With -msse4 or -mavx2, gcc7.1 and clang4.0 can auto-vectorize pretty well. (They need signed 32x32 => 64-bit multiply (pmuldq), but SSE2 (baseline for x86-64) only has the unsigned version of that (pmuludq)). This wouldn't be an issue if we'd done the dx*dx transformation once before the nested loop, but let's talk about the code without that optimization.

The careful choice of types (int32_t for the subtract) allows that part to auto-vectorize with 32-bit elements, before unpacking to 64-bit. You might consider making a separate version of the function that uses only 32-bit integers if the input numbers happen to be small enough. That would let it vectorize with twice as many elements per vector, or with just SSE2 if the upper half of the vector can be ignored.

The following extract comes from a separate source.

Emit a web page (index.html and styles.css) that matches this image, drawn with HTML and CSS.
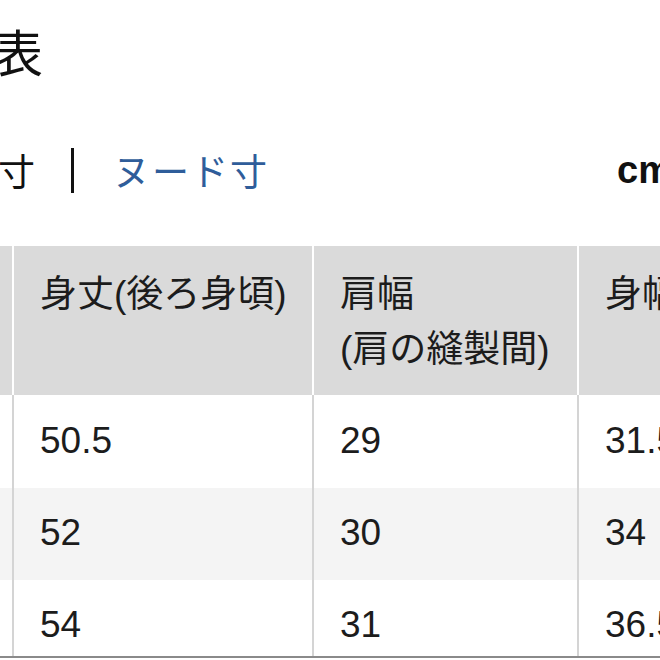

clang and gcc can make a mess when auto-vectorizing if you aren't careful. Making the counters 64-bit actually helps a lot (because that's the same width at the compare). Without that, they spend time packing down to 32-bit inside the inner loop. (At least clang does, didn't check gcc for this).

Have a look on the Godbolt compiler explorer for my version, with minimal algorithmic changes (not even optimizing out the dx*dx), but with a version of this that auto-vectorizes fairly nicely, especially with gcc. Doing a separate set_X[i] = square(set_X[i] - center) would be a big win for the auto-vectorized version, too.


Pre-declaring all your variables at the top of a function is bad style. Only do that if you are forced to for compatibility with a C89 compiler or something. Since you're writing in C++, just don't.


Putting your main computation in a function not called main is usually a good thing. gcc treats main as a "cold" function and optimizes it somewhat less than other functions.